At Home Group will report earnings on March 23
Home decor retailer At Home Group Inc. (NYSE:HOME) has experienced incredible growth over the past year. At Home Group stock hit a three-year high of $31.60 earlier today, and is up a jaw-dropping 2400% from its March 18 bottom of $1.20. Along the channel of higher highs carved out by HOME, the shares' 40-day moving average has contained pullbacks in 2021.
The company steps into the earnings confessional after the market closes on Tuesday, March 23. It will be hoping to reverse its recent ugly history of post-earnings drops. The stock averages a negative post-earnings move of 22.3% in the last eight quarters, including a 26% plummet back in September. In fact, December's post-earnings gain of 1% was its only positive move in the last eight quarters.

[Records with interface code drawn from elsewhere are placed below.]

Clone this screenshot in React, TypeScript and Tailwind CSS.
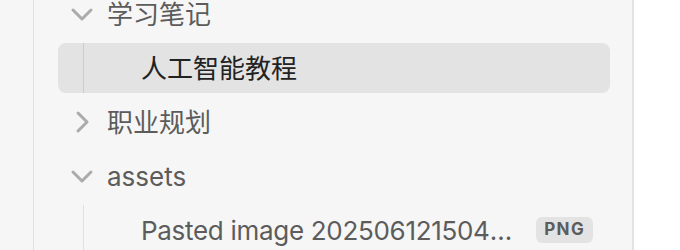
import React from "react";

const Chevron: React.FC<{ open?: boolean }> = ({ open }) => (
  <svg
    viewBox="0 0 24 24"
    className={open ? "h-6 w-6 shrink-0" : "h-6 w-6 shrink-0 -rotate-90"}
    fill="none"
    stroke="#ababab"
    strokeWidth="3"
    strokeLinecap="round"
    strokeLinejoin="round"
  >
    <path d="M3 8L12 17L21 8" />
  </svg>
);

const FolderRow: React.FC<{ name: string; open?: boolean }> = ({ name, open }) => (
  <div className="flex h-[50px] shrink-0 items-center pl-[12px]">
    <Chevron open={open} />
    <span className="ml-[13px] text-[26px] text-[#5c5c5c]">{name}</span>
  </div>
);

const App: React.FC = () => {
  return (
    <div className="flex h-[250px] w-[680px] overflow-hidden bg-white font-['Inter','Noto_Sans_CJK_SC',sans-serif]">
      <div className="flex h-full w-[634px] shrink-0 flex-col border-r-2 border-[#e3e3e3] bg-[#f6f6f6] pl-[33px]">
        <div className="flex h-full flex-col border-l border-[#e0e0e0]">
          <div className="-mt-[11px] flex flex-col gap-1 pl-[24px] pr-[22px]">
            <FolderRow name="学习笔记" open />
            <div className="flex flex-col gap-1">
              <div className="flex h-[50px] items-stretch rounded-lg bg-[#e3e3e3]">
                <div className="ml-[25px] w-px bg-[#cdcdcd]" />
                <div className="ml-[57px] flex items-center text-[26px] text-[#222222]">
                  人工智能教程
                </div>
              </div>
            </div>
            <FolderRow name="职业规划" />
            <FolderRow name="assets" open />
            <div className="flex flex-col gap-1">
              <div className="flex h-[50px] shrink-0 items-stretch pr-[17px]">
                <div className="ml-[25px] w-px bg-[#e0e0e0]" />
                <div className="ml-[57px] flex min-w-0 flex-1 items-center">
                  <span className="min-w-0 flex-1 truncate text-[26px] tracking-[-0.3px] text-[#5c5c5c]">
                    Pasted image 20250612150432
                  </span>
                  <span className="ml-[20px] flex h-[26px] shrink-0 items-center rounded-md bg-[#e3e3e3] px-[8px] text-[17px] font-bold tracking-[0.08em] text-[#5c5c5c]">
                    PNG
                  </span>
                </div>
              </div>
            </div>
          </div>
        </div>
      </div>
    </div>
  );
};

export default App;
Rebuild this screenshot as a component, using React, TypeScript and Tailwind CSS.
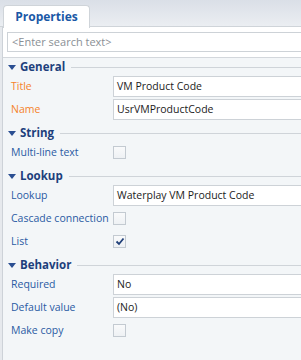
import React from 'react';

type Row =
  | { label: string; kind: 'input'; value: string; required?: boolean }
  | { label: string; kind: 'check'; checked?: boolean };

interface Section {
  title: string;
  rows: Row[];
}

const sections: Section[] = [
  {
    title: 'General',
    rows: [
      { label: 'Title', kind: 'input', value: 'VM Product Code', required: true },
      { label: 'Name', kind: 'input', value: 'UsrVMProductCode', required: true },
    ],
  },
  {
    title: 'String',
    rows: [{ label: 'Multi-line text', kind: 'check' }],
  },
  {
    title: 'Lookup',
    rows: [
      { label: 'Lookup', kind: 'input', value: 'Waterplay VM Product Code' },
      { label: 'Cascade connection', kind: 'check' },
      { label: 'List', kind: 'check', checked: true },
    ],
  },
  {
    title: 'Behavior',
    rows: [
      { label: 'Required', kind: 'input', value: 'No' },
      { label: 'Default value', kind: 'input', value: '(No)' },
      { label: 'Make copy', kind: 'check' },
    ],
  },
];

function Checkbox({ checked }: { checked?: boolean }) {
  return (
    <div className="w-[13px] h-[13px] border border-[#c3cad1] bg-linear-to-b from-[#f9fafb] to-[#eef1f4] flex items-center justify-center">
      {checked && (
        <svg width="10" height="9" viewBox="0 0 10 9" fill="none">
          <path d="M1.5 4.5 L4 7 L8.5 1.5" stroke="#1f3f78" strokeWidth="1.8" />
        </svg>
      )}
    </div>
  );
}

function PropertyRow({ row }: { row: Row }) {
  return (
    <div className="h-[23px] flex items-center">
      <div
        className={`w-[110px] shrink-0 pl-[8px] ${row.kind === 'input' && row.required ? 'text-[#f5832b]' : 'text-[#2a5aa3]'}`}
      >
        {row.label}
      </div>
      {row.kind === 'input' ? (
        <div className="flex-1 h-[21px] bg-white border border-r-0 border-[#cdd2d7] flex items-center pl-[3px] text-[#1b1b1b] whitespace-nowrap">
          {row.value}
        </div>
      ) : (
        <Checkbox checked={row.checked} />
      )}
    </div>
  );
}

export default function App() {
  return (
    <div className="w-[301px] h-[360px] overflow-hidden bg-[#e6e9ed] font-['Open_Sans',sans-serif] text-[10.5px]">
      {/* tab strip */}
      <div className="h-[27px] bg-linear-to-b from-[#dadfe7] to-[#ebeef2] border-b border-[#cfd4d9] pl-[3px] pt-[5px] flex">
        <div className="w-[87px] h-[23px] bg-white border border-b-0 border-[#cfd4d9] rounded-t-[4px] flex items-center justify-center text-[12px] font-bold text-[#1a58a6] relative z-10">
          Properties
        </div>
      </div>

      <div className="ml-[2px] border-l border-[#cdd2d8] h-full">
        {/* search */}
        <div className="bg-white pt-[5px] pb-[5px] pl-[4px] border-b border-[#d3d7dc]">
          <div className="h-[20px] border border-r-0 border-[#cdd2d7] flex items-center pl-[4px] text-[11px] text-[#8a8f95]">
            &lt;Enter search text&gt;
          </div>
        </div>

        <div className="bg-[#f3f6f8] h-full pt-[1px]">
          {sections.map((s, i) => (
            <div key={s.title} className={i === 0 ? '' : 'pt-[4px]'}>
              <div className="h-[16px] flex items-center pl-[5px]">
                <svg width="8" height="5" viewBox="0 0 8 5" className="shrink-0">
                  <path d="M0 0 H8 L4 5 Z" fill="#2b4f92" />
                </svg>
                <span className="ml-[4px] text-[11.5px] font-bold text-[#1d3f7c]">{s.title}</span>
                <div className="flex-1 ml-[6px] h-px bg-[#cfd4d9]" />
              </div>
              {s.rows.map((r) => (
                <PropertyRow key={r.label} row={r} />
              ))}
            </div>
          ))}
        </div>
      </div>
    </div>
  );
}
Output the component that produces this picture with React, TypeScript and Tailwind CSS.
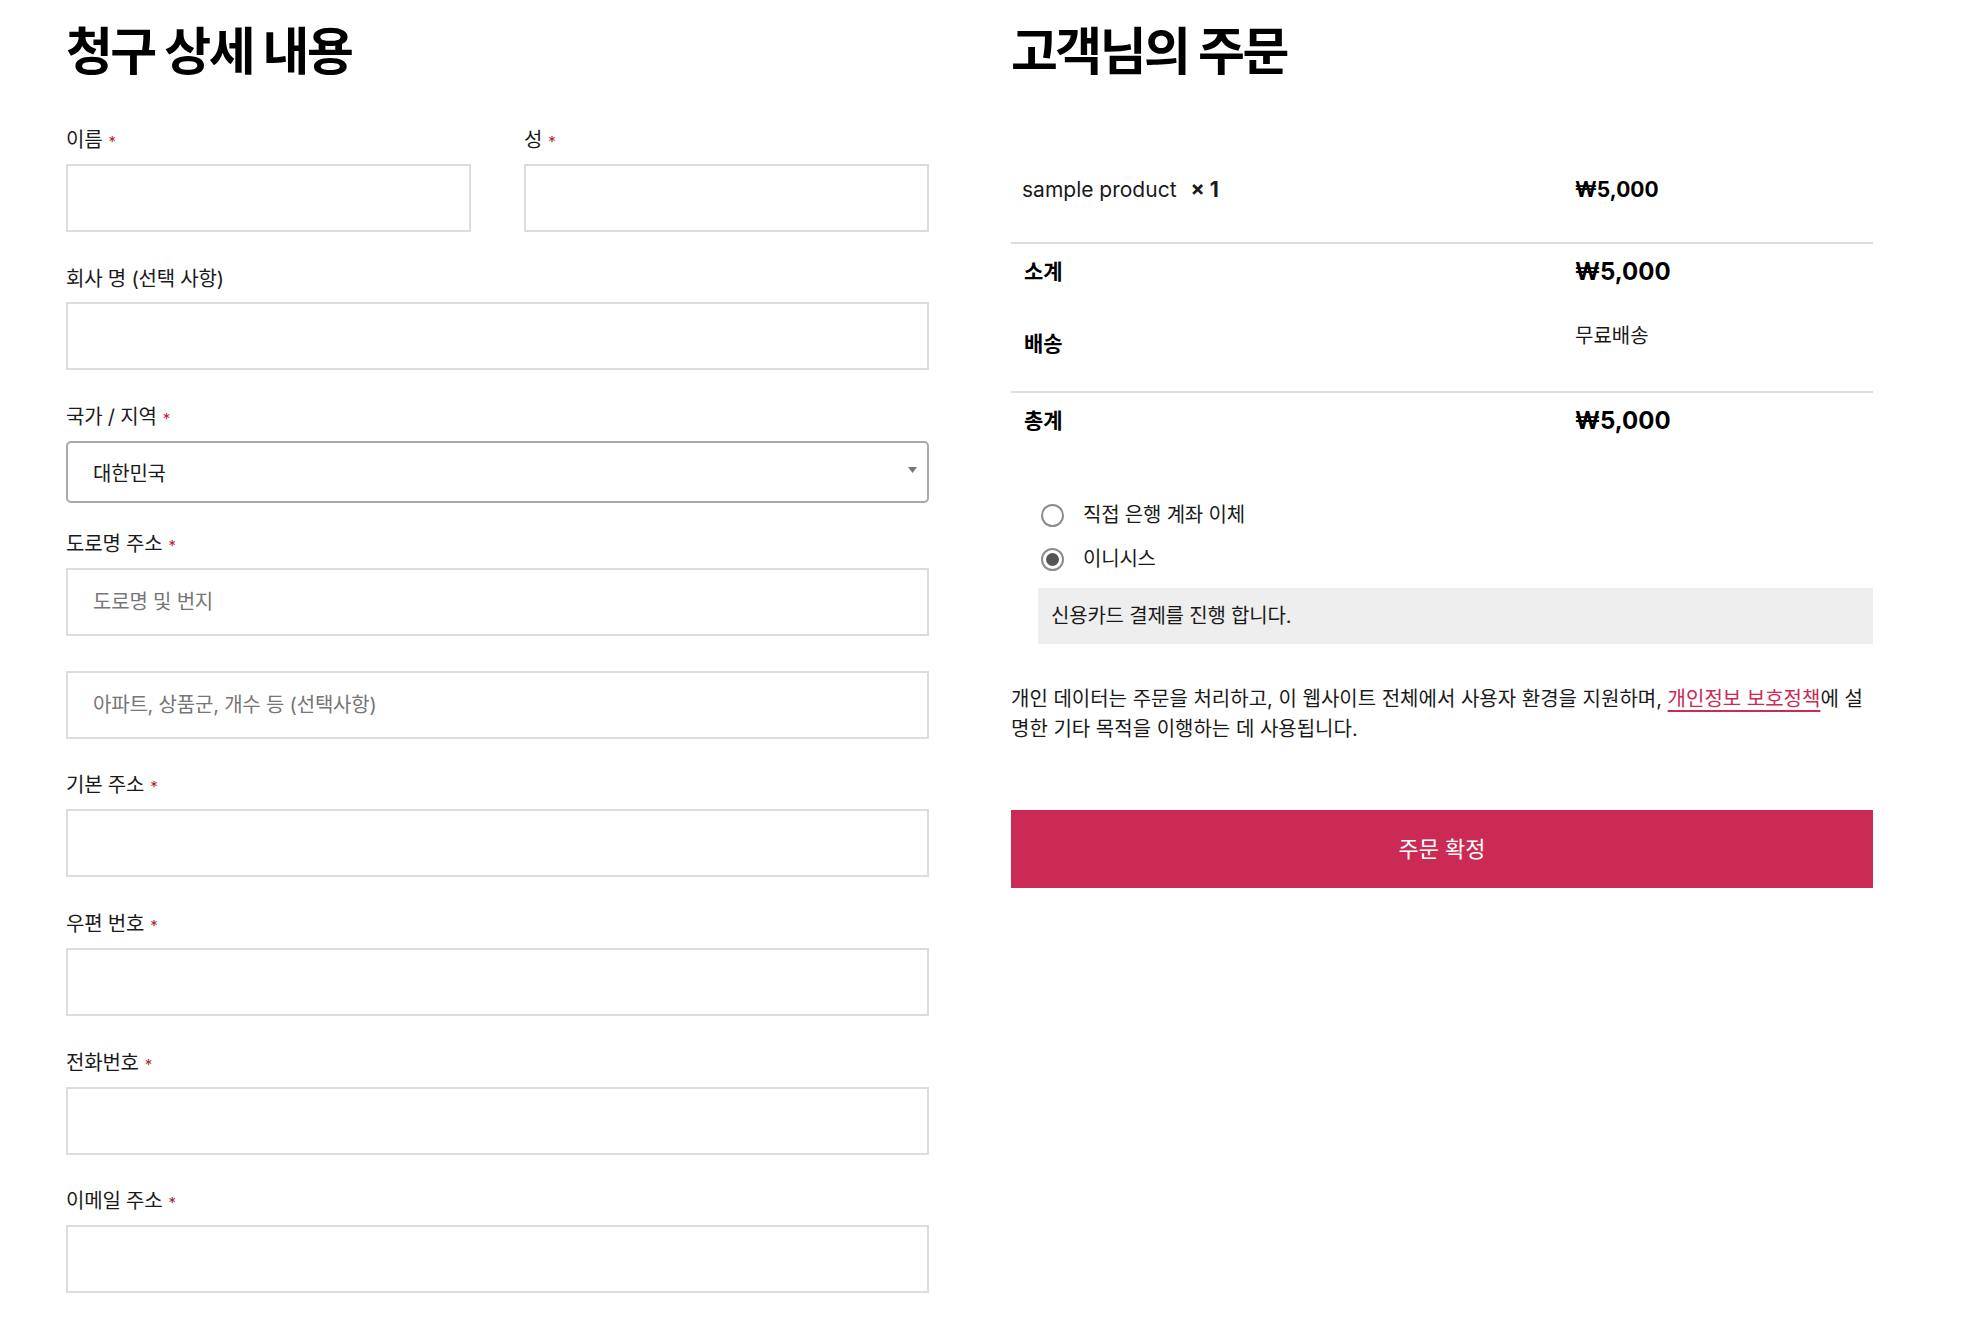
import React from "react";

const FONT = { fontFamily: 'Inter, "Noto Sans CJK KR", sans-serif' };

function Label({ text, required = true }: { text: string; required?: boolean }) {
  return (
    <div className="text-[20px] leading-[27px] text-[#1a1a1a] mb-[9px] tracking-[-0.01em]">
      {text}
      {required && <span className="text-[#b3262e] ml-[6px] text-[15px]">*</span>}
    </div>
  );
}

function Input({ placeholder }: { placeholder?: string }) {
  return (
    <div className="h-[68px] border-2 border-[#dddddd] bg-white flex items-center pl-[25px] text-[20px] tracking-[-0.01em] text-[#767676]">
      {placeholder}
    </div>
  );
}

function Field({ label, required = true, className = "" }: { label: string; required?: boolean; className?: string }) {
  return (
    <div className={className}>
      <Label text={label} required={required} />
      <Input />
    </div>
  );
}

function Radio({ checked, label }: { checked?: boolean; label: string }) {
  return (
    <div className="flex items-center h-[44px] pl-[30px]">
      <div className="w-[23px] h-[23px] rounded-full border-2 border-[#8c8c8c] flex items-center justify-center bg-white">
        {checked && <div className="w-[13px] h-[13px] rounded-full bg-[#555555]" />}
      </div>
      <span className="ml-[19px] text-[20px] tracking-[-0.01em] text-[#1a1a1a]">{label}</span>
    </div>
  );
}

export default function App() {
  return (
    <div style={FONT} className="w-[1966px] h-[1320px] bg-white overflow-hidden flex pl-[66px] text-black">
      {/* Left column */}
      <div className="w-[863px] shrink-0">
        <h1 className="text-[51px] leading-[58px] font-bold tracking-[-0.05em] pt-[23px] mb-[46px]">청구 상세 내용</h1>
        <div className="grid grid-cols-2 gap-x-[53px] mb-[34px]">
          <div>
            <Label text="이름" />
            <Input />
          </div>
          <div>
            <Label text="성" />
            <Input />
          </div>
        </div>
        <Field label="회사 명 (선택 사항)" required={false} className="mb-[34px]" />
        <div className="mb-[28px]">
          <Label text="국가 / 지역" />
          <div className="h-[62px] mt-[3px] border-2 border-[#aaaaaa] rounded-[5px] flex items-center justify-between pl-[25px] pr-[10px] text-[20px] tracking-[-0.01em] text-[#1a1a1a]">
            <span className="pt-[3px]">대한민국</span>
            <svg width="9" height="6" viewBox="0 0 9 6" className="-mt-[4px]">
              <polygon points="0,0 9,0 4.5,6" fill="#777777" />
            </svg>
          </div>
        </div>
        <div className="mb-[35px]">
          <Label text="도로명 주소" />
          <Input placeholder="도로명 및 번지" />
        </div>
        <div className="mb-[33px]">
          <Input placeholder="아파트, 상품군, 개수 등 (선택사항)" />
        </div>
        <Field label="기본 주소" className="mb-[34px]" />
        <Field label="우편 번호" className="mb-[34px]" />
        <Field label="전화번호" className="mb-[33px]" />
        <Field label="이메일 주소" />
      </div>

      {/* Right column */}
      <div className="w-[862px] shrink-0 ml-[82px]">
        <h2 className="text-[51px] leading-[58px] font-bold tracking-[-0.05em] pt-[23px]">고객님의 주문</h2>
        <div className="mt-[56px]">
          <div className="grid grid-cols-[564px_1fr] h-[107px] items-center border-b-2 border-[#dddddd]">
            <div className="pl-[11px] text-[21px] text-[#1a1a1a]">
              sample product <span className="font-bold ml-[8px]">×&nbsp;1</span>
            </div>
            <div className="text-[21px] font-bold">₩5,000</div>
          </div>
          <div className="grid grid-cols-[564px_1fr] h-[56px] items-center">
            <div className="pl-[13px] text-[21px] font-bold">소계</div>
            <div className="text-[24px] font-bold">₩5,000</div>
          </div>
          <div className="grid grid-cols-[564px_1fr] h-[93px] items-start border-b-2 border-[#dddddd]">
            <div className="pl-[13px] text-[21px] leading-[32px] font-bold mt-[28px]">배송</div>
            <div className="text-[20px] leading-[30px] text-[#1a1a1a] mt-[21px]">무료배송</div>
          </div>
          <div className="grid grid-cols-[564px_1fr] h-[56px] items-center">
            <div className="pl-[13px] text-[21px] font-bold">총계</div>
            <div className="text-[24px] font-bold">₩5,000</div>
          </div>
        </div>

        <div className="mt-[44px]">
          <Radio label="직접 은행 계좌 이체" />
          <Radio checked label="이니시스" />
          <div className="ml-[27px] mt-[7px] h-[56px] bg-[#eeeeee] flex items-center pl-[13px] text-[20px] tracking-[-0.01em] text-[#1a1a1a]">
            신용카드 결제를 진행 합니다.
          </div>
        </div>

        <p className="mt-[40px] text-[20px] leading-[30px] text-[#1a1a1a]">
          개인 데이터는 주문을 처리하고, 이 웹사이트 전체에서 사용자 환경을 지원하며,{" "}
          <span className="text-[#cb2a55] underline underline-offset-[4px] decoration-[2px]">개인정보 보호정책</span>에 설명한 기타 목적을 이행하는 데 사용됩니다.
        </p>

        <div className="mt-[66px] h-[78px] bg-[#cb2a55] flex items-center justify-center text-white text-[22px]">
          주문 확정
        </div>
      </div>
    </div>
  );
}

From a fundamental perspective, At Home Group stock doesn’t offer much security but it does have key factors that make it an interesting speculative play. Aside from the company claiming that it has potential to expand to 600 stores over time, At Home Group also had an impressive growth rate prior to the pandemic. In the span of two years, the retailer grew revenues by more than $300 million. In the past 12 months alone HOME has seen its top line decrease by about $1 million, bringing its revenues total to $1.25 billion. However, that figure is expected to increase to $1.7 billion for fiscal 2021, which would be a massive 36% increase.
On the bottom-line, things aren’t looking quite as promising with net income decreasing by $636 million since fiscal 2019. At Home Group's net losses in the past 12 months total $587 million. The company also has a relatively unsightly balance sheet. At Home Group's total debt currently stands at $1.71 billion, which heavily outweighs its cash balance of $33.86 million, making HOME definitely one of the riskier growth investments at this time.